Given task:
The line containing "ChevronDown, ChevronLeft, ChevronRight" marks the end: extract everything from the first line of the data through that line, exactly, with no pictures.
▽
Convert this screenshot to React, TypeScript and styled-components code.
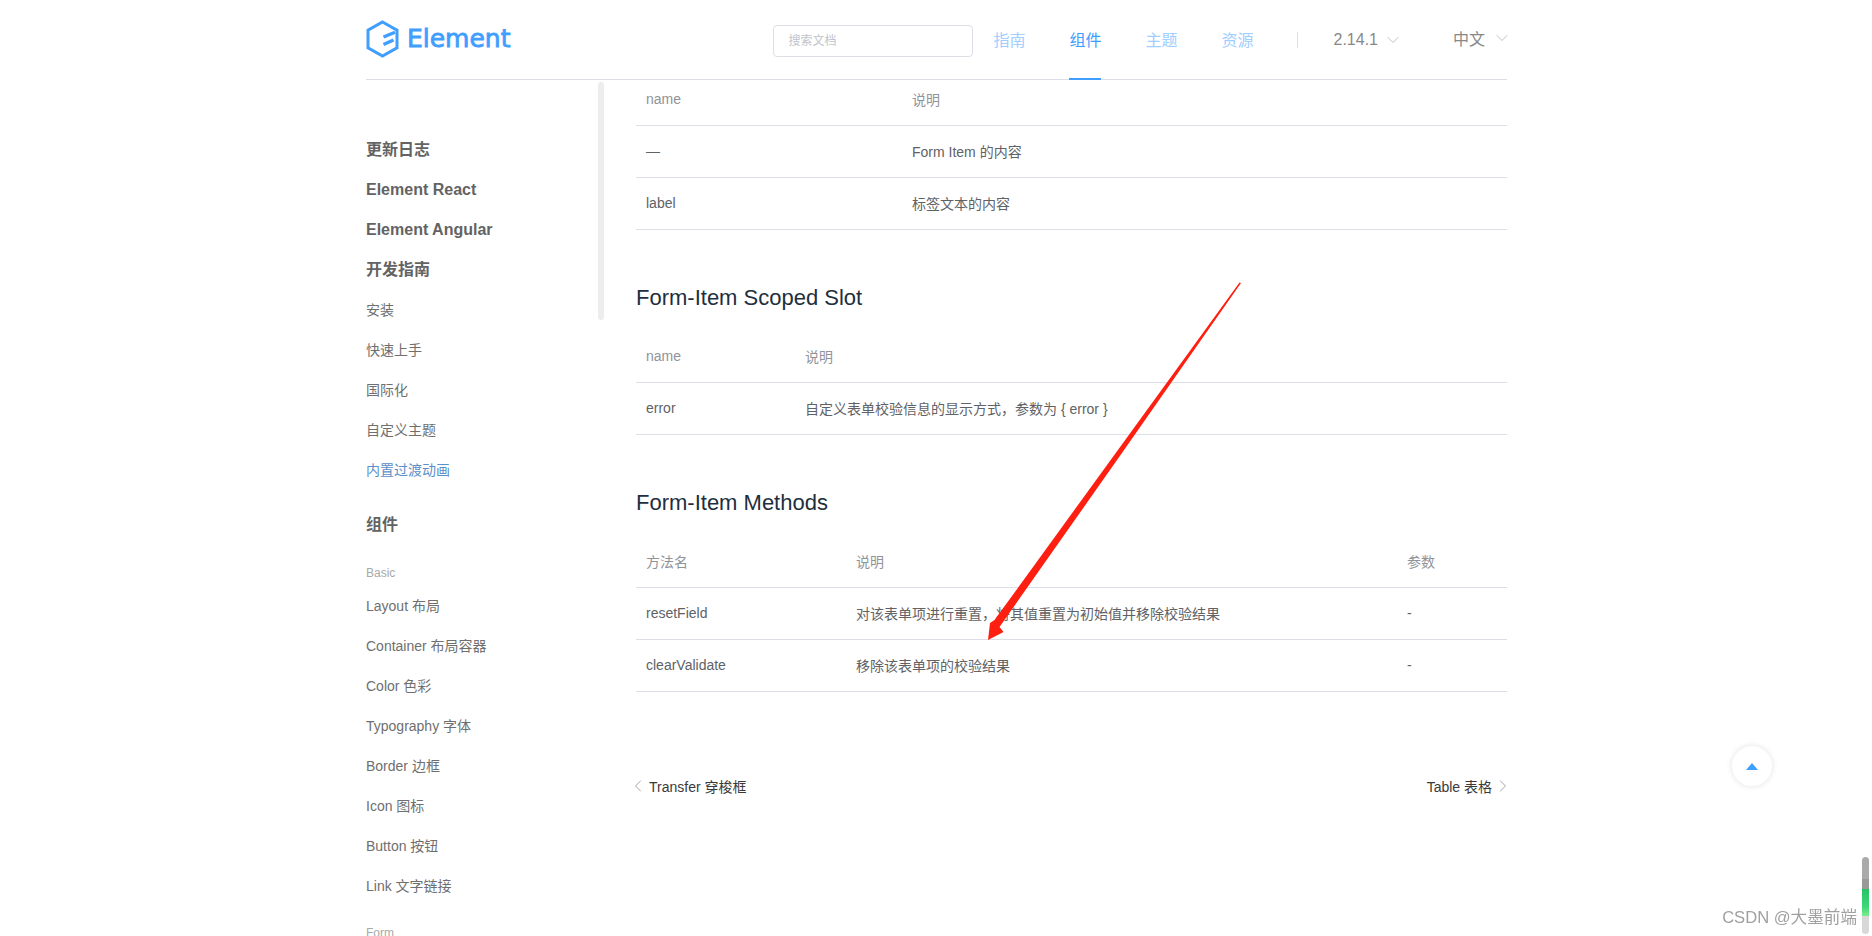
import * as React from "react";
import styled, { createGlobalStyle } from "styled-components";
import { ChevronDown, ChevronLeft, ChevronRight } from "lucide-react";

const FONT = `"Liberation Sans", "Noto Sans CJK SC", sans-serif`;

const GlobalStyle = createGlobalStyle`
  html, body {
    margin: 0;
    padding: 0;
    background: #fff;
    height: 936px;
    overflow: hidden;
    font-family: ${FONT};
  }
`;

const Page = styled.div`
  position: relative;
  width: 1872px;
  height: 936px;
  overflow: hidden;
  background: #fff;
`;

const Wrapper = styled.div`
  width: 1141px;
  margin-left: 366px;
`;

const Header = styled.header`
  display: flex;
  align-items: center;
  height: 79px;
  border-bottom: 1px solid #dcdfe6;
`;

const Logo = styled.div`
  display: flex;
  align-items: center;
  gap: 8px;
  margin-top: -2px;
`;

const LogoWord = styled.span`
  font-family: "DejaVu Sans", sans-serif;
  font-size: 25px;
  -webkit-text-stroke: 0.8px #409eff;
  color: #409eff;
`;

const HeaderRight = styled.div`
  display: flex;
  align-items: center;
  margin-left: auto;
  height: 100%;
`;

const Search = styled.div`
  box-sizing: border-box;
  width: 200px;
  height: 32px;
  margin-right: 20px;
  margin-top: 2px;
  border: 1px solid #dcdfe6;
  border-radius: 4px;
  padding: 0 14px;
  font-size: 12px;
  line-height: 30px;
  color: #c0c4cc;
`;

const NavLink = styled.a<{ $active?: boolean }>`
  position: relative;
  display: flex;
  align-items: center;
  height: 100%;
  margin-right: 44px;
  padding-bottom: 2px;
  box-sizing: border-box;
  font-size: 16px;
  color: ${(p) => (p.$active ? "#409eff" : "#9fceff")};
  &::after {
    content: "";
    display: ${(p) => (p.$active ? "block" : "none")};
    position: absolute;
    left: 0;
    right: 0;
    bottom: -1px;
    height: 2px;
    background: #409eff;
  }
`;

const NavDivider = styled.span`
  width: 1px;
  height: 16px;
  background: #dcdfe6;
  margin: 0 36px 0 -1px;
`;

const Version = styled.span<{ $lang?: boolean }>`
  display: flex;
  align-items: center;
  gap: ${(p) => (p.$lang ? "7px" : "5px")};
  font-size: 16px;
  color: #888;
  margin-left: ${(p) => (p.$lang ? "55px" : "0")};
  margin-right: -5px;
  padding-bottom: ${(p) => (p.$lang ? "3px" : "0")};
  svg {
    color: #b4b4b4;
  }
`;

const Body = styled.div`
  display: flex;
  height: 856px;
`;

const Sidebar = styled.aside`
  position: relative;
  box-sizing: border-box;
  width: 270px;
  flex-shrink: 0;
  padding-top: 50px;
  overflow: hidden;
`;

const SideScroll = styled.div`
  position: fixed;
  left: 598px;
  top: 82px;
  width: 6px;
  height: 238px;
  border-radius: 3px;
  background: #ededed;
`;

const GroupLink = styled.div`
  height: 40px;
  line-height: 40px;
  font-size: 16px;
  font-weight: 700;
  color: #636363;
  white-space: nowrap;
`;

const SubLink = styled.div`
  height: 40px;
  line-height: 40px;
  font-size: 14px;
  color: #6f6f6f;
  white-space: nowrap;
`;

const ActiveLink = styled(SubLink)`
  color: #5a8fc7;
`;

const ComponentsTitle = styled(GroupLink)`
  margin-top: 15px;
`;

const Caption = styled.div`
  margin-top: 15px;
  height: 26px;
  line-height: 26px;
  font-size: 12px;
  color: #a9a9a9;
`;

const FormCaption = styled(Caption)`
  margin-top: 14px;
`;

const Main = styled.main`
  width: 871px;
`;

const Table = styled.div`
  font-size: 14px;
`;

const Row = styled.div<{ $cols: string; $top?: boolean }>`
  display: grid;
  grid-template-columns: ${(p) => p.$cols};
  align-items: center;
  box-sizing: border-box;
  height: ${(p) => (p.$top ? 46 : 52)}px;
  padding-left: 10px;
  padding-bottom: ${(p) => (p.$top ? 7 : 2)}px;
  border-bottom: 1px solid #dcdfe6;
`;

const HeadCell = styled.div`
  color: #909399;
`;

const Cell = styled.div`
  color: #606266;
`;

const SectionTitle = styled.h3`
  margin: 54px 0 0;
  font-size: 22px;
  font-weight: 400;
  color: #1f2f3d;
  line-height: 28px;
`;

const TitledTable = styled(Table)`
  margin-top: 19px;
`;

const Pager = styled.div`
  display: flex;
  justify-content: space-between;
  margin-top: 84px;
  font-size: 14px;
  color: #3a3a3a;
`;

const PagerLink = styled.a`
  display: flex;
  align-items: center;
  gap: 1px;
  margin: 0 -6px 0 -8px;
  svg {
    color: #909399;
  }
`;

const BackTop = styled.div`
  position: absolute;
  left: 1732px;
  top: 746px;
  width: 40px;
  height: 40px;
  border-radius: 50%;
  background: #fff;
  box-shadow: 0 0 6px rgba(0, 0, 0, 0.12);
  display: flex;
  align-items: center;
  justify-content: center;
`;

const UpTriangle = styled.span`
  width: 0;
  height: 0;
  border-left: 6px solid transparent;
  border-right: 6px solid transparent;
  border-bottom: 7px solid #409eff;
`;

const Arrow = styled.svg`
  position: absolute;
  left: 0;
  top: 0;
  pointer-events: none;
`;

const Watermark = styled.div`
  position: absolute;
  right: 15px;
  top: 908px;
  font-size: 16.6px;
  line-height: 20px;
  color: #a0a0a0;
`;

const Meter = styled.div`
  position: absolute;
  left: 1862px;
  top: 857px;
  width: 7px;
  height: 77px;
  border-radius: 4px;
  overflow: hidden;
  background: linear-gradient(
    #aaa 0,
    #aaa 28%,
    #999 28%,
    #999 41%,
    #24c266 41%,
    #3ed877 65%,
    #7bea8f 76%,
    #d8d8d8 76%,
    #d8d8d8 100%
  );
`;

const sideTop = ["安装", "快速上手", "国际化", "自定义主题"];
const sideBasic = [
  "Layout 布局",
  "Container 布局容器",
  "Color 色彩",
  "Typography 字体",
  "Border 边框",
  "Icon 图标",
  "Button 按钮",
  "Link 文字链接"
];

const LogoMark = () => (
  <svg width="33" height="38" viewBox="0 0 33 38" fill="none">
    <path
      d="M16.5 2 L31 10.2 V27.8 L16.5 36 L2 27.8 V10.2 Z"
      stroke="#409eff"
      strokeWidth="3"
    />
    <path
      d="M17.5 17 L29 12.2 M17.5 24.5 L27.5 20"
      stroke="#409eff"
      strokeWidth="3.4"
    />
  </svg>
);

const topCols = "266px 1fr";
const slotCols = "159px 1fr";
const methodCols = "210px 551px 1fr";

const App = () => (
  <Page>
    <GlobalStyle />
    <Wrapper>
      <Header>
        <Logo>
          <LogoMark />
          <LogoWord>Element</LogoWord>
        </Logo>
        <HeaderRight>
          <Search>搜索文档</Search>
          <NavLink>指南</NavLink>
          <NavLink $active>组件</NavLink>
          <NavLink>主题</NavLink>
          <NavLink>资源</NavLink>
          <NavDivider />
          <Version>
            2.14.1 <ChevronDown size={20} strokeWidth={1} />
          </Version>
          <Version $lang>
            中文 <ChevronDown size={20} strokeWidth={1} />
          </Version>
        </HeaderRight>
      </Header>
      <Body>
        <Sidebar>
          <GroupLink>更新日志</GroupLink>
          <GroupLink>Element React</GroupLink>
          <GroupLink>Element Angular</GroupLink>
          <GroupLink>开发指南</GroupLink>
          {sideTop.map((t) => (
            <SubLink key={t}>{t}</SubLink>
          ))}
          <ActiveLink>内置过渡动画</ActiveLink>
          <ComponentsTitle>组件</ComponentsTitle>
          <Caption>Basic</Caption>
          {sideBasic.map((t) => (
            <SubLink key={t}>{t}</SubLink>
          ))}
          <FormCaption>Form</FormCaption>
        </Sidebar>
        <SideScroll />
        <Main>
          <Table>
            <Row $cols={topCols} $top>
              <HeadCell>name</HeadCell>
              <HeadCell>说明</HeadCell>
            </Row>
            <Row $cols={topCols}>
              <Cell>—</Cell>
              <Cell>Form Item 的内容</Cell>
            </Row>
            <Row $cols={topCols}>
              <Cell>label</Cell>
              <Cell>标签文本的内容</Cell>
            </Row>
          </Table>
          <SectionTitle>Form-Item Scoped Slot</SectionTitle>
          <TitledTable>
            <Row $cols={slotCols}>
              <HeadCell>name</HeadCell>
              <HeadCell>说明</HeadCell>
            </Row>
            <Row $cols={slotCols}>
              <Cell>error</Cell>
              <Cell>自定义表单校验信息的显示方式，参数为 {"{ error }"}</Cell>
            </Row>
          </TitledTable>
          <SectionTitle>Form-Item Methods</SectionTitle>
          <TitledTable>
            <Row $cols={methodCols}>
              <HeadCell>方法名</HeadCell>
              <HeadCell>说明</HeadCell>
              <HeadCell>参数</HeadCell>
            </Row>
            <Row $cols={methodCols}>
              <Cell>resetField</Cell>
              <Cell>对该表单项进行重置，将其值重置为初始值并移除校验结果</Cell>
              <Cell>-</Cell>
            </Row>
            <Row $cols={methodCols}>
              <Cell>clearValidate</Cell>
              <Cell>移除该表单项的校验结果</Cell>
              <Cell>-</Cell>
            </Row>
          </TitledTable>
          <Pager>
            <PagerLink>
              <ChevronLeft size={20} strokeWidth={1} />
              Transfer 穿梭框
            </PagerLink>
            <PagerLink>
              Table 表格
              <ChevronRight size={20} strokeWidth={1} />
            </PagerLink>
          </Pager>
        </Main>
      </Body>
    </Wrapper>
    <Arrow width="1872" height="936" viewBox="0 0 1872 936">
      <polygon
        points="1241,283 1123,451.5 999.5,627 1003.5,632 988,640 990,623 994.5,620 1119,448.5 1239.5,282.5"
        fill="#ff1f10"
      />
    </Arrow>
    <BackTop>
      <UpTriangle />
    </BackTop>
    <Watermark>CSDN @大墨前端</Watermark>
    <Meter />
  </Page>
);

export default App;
△
The output:
Convert this screenshot to React, TypeScript and styled-components code.
import * as React from "react";
import styled, { createGlobalStyle } from "styled-components";
import { ChevronDown, ChevronLeft, ChevronRight } from "lucide-react";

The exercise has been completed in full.